(Instructions for the task):
Work out how many lines of the material below mention the word "this"; reply with the number only.

(Record extracts):
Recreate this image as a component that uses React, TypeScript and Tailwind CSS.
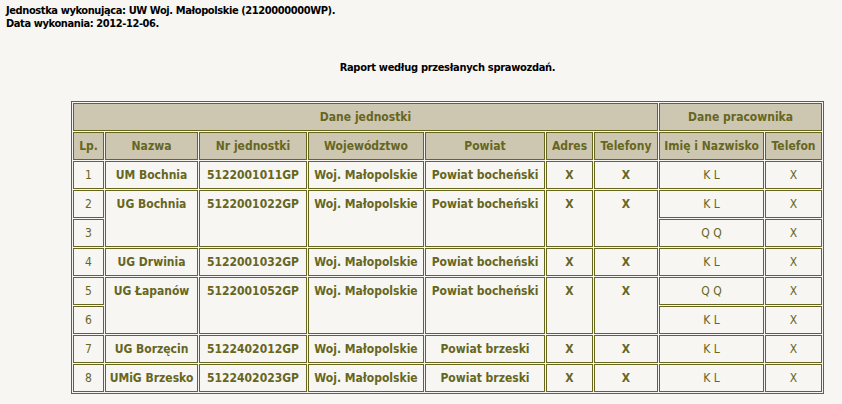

---

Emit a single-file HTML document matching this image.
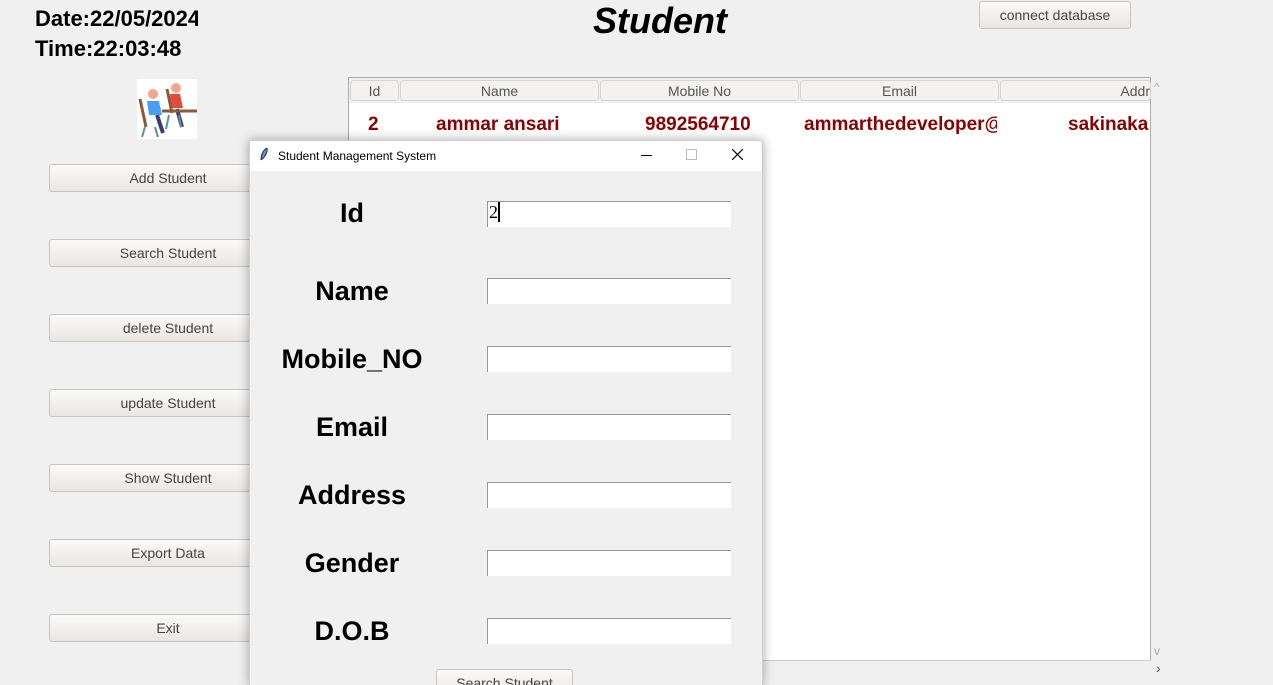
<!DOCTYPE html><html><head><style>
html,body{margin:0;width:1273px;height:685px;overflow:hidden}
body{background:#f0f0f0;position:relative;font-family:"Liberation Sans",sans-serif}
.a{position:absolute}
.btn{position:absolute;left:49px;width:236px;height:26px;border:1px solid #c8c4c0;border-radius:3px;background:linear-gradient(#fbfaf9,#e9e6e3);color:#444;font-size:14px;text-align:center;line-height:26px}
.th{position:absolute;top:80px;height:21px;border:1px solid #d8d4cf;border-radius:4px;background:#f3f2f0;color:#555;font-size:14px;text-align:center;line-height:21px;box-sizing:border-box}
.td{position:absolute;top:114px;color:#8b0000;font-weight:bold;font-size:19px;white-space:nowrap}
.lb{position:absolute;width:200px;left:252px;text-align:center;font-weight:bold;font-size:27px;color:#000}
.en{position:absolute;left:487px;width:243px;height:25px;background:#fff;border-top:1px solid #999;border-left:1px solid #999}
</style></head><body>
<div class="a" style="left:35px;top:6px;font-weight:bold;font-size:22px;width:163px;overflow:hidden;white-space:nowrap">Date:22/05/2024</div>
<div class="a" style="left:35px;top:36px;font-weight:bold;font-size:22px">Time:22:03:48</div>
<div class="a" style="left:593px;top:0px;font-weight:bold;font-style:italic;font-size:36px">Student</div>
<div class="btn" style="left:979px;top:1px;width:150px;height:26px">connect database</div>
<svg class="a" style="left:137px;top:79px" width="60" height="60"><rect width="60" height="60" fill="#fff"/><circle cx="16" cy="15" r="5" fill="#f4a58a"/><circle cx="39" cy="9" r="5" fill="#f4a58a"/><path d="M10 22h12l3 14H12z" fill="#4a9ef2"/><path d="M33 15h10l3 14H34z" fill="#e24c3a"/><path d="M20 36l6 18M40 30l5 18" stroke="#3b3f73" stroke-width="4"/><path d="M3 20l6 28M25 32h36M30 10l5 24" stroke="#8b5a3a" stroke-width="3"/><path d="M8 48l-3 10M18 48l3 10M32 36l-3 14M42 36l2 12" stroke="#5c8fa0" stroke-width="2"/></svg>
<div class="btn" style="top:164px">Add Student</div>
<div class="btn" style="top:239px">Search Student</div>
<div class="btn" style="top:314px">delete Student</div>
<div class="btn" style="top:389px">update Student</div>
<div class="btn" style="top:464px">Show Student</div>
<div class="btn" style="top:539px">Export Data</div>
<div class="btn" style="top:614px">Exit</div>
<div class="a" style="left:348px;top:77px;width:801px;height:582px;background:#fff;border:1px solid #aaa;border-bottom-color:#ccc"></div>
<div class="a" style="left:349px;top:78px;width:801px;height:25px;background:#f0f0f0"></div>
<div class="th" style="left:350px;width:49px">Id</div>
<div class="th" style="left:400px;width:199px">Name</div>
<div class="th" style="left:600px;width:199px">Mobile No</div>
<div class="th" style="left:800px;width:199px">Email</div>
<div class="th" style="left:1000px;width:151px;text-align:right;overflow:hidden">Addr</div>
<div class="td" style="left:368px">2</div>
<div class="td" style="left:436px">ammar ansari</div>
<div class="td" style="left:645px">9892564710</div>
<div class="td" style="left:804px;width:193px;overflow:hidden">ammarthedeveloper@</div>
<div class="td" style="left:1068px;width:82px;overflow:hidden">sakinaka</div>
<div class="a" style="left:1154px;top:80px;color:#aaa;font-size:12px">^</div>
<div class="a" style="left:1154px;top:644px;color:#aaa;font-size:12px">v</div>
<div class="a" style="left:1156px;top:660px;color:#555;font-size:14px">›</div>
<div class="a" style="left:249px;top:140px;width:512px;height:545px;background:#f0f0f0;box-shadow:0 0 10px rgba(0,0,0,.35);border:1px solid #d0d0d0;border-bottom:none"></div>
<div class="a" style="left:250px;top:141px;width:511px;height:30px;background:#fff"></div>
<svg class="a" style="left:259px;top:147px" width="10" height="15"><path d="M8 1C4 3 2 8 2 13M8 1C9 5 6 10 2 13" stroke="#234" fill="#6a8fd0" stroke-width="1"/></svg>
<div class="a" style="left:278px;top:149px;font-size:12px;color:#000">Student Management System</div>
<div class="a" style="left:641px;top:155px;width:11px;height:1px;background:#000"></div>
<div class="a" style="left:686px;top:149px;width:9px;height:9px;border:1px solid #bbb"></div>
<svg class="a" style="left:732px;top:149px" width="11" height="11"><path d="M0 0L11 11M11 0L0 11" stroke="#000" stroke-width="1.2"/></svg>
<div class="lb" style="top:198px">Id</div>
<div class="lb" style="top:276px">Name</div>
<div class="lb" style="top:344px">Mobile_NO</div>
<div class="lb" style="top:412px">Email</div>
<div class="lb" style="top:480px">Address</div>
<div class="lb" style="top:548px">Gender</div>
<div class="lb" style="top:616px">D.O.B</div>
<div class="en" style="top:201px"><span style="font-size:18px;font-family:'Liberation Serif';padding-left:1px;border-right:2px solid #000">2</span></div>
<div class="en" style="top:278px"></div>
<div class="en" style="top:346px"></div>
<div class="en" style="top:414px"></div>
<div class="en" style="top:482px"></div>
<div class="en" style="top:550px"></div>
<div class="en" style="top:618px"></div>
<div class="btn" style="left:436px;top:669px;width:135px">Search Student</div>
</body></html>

(Final result):
2